Source material:
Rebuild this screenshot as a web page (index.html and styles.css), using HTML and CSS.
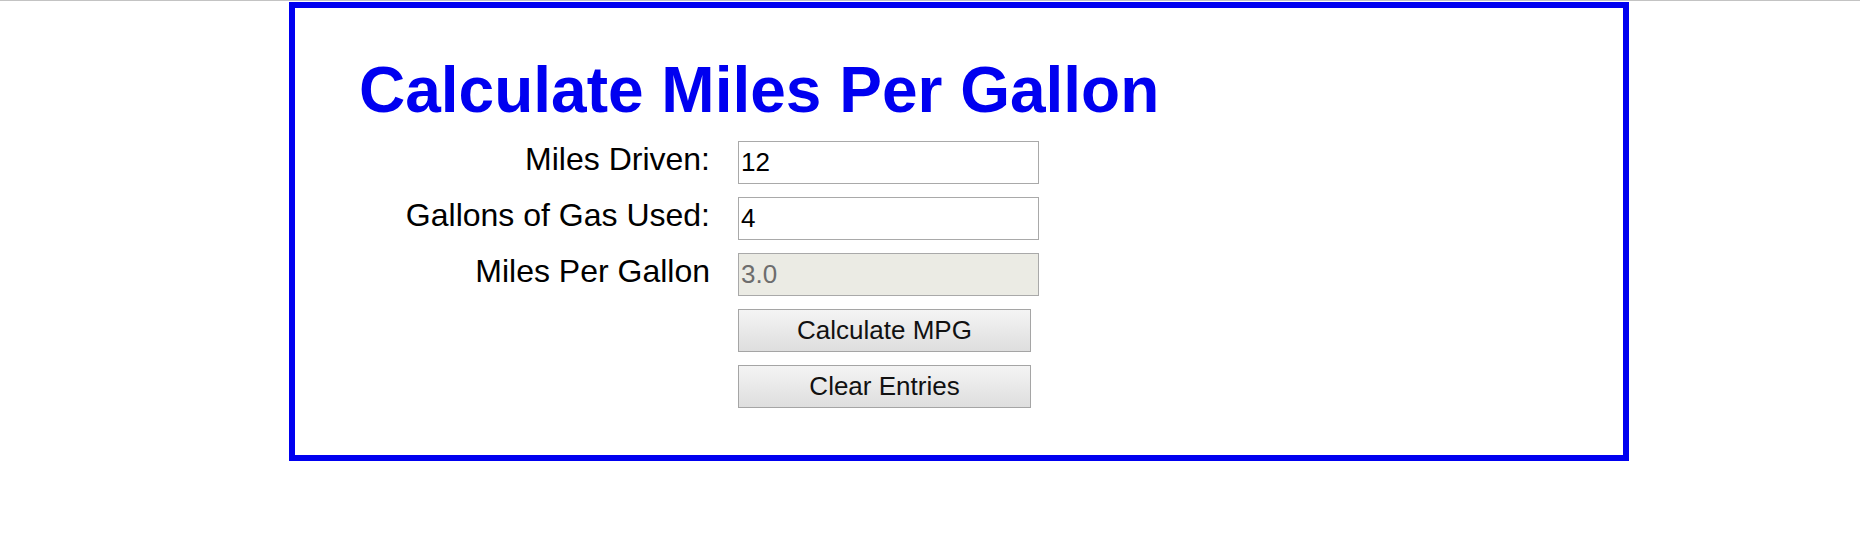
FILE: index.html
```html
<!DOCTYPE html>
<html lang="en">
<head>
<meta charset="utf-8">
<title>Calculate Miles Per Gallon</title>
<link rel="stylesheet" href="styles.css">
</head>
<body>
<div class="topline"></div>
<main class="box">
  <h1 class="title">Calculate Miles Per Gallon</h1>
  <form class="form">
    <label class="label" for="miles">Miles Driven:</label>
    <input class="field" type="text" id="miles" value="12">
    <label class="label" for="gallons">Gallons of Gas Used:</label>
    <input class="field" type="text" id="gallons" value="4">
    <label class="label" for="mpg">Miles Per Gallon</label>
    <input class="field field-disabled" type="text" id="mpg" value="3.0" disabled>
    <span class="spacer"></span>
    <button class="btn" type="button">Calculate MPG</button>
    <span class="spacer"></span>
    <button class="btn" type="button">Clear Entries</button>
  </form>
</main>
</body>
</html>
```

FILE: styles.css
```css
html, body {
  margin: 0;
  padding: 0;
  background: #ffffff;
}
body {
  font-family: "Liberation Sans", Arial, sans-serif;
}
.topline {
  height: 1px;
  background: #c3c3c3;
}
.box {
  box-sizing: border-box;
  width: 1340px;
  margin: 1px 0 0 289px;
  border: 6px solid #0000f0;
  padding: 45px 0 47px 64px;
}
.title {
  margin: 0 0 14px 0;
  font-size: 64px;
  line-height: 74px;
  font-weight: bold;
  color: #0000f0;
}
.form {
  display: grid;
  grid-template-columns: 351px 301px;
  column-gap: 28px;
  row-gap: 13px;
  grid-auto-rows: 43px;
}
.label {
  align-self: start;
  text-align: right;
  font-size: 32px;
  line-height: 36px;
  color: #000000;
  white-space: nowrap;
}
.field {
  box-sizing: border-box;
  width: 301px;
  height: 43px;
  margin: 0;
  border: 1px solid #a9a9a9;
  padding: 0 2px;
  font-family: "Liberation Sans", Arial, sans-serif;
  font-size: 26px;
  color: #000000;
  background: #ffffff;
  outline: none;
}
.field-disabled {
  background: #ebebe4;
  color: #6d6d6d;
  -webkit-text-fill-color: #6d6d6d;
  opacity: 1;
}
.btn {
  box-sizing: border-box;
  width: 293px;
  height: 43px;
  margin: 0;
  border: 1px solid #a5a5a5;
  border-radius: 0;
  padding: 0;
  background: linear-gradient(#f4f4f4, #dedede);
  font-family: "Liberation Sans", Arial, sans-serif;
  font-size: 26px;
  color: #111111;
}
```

Work to complete:
Print out the lines exactly, skipping any picture.

Solution to the problem:
Rebuild this screenshot as a web page (index.html and styles.css), using HTML and CSS.
FILE: index.html
```html
<!DOCTYPE html>
<html lang="en">
<head>
<meta charset="utf-8">
<title>Calculate Miles Per Gallon</title>
<link rel="stylesheet" href="styles.css">
</head>
<body>
<div class="topline"></div>
<main class="box">
  <h1 class="title">Calculate Miles Per Gallon</h1>
  <form class="form">
    <label class="label" for="miles">Miles Driven:</label>
    <input class="field" type="text" id="miles" value="12">
    <label class="label" for="gallons">Gallons of Gas Used:</label>
    <input class="field" type="text" id="gallons" value="4">
    <label class="label" for="mpg">Miles Per Gallon</label>
    <input class="field field-disabled" type="text" id="mpg" value="3.0" disabled>
    <span class="spacer"></span>
    <button class="btn" type="button">Calculate MPG</button>
    <span class="spacer"></span>
    <button class="btn" type="button">Clear Entries</button>
  </form>
</main>
</body>
</html>
```

FILE: styles.css
```css
html, body {
  margin: 0;
  padding: 0;
  background: #ffffff;
}
body {
  font-family: "Liberation Sans", Arial, sans-serif;
}
.topline {
  height: 1px;
  background: #c3c3c3;
}
.box {
  box-sizing: border-box;
  width: 1340px;
  margin: 1px 0 0 289px;
  border: 6px solid #0000f0;
  padding: 45px 0 47px 64px;
}
.title {
  margin: 0 0 14px 0;
  font-size: 64px;
  line-height: 74px;
  font-weight: bold;
  color: #0000f0;
}
.form {
  display: grid;
  grid-template-columns: 351px 301px;
  column-gap: 28px;
  row-gap: 13px;
  grid-auto-rows: 43px;
}
.label {
  align-self: start;
  text-align: right;
  font-size: 32px;
  line-height: 36px;
  color: #000000;
  white-space: nowrap;
}
.field {
  box-sizing: border-box;
  width: 301px;
  height: 43px;
  margin: 0;
  border: 1px solid #a9a9a9;
  padding: 0 2px;
  font-family: "Liberation Sans", Arial, sans-serif;
  font-size: 26px;
  color: #000000;
  background: #ffffff;
  outline: none;
}
.field-disabled {
  background: #ebebe4;
  color: #6d6d6d;
  -webkit-text-fill-color: #6d6d6d;
  opacity: 1;
}
.btn {
  box-sizing: border-box;
  width: 293px;
  height: 43px;
  margin: 0;
  border: 1px solid #a5a5a5;
  border-radius: 0;
  padding: 0;
  background: linear-gradient(#f4f4f4, #dedede);
  font-family: "Liberation Sans", Arial, sans-serif;
  font-size: 26px;
  color: #111111;
}
```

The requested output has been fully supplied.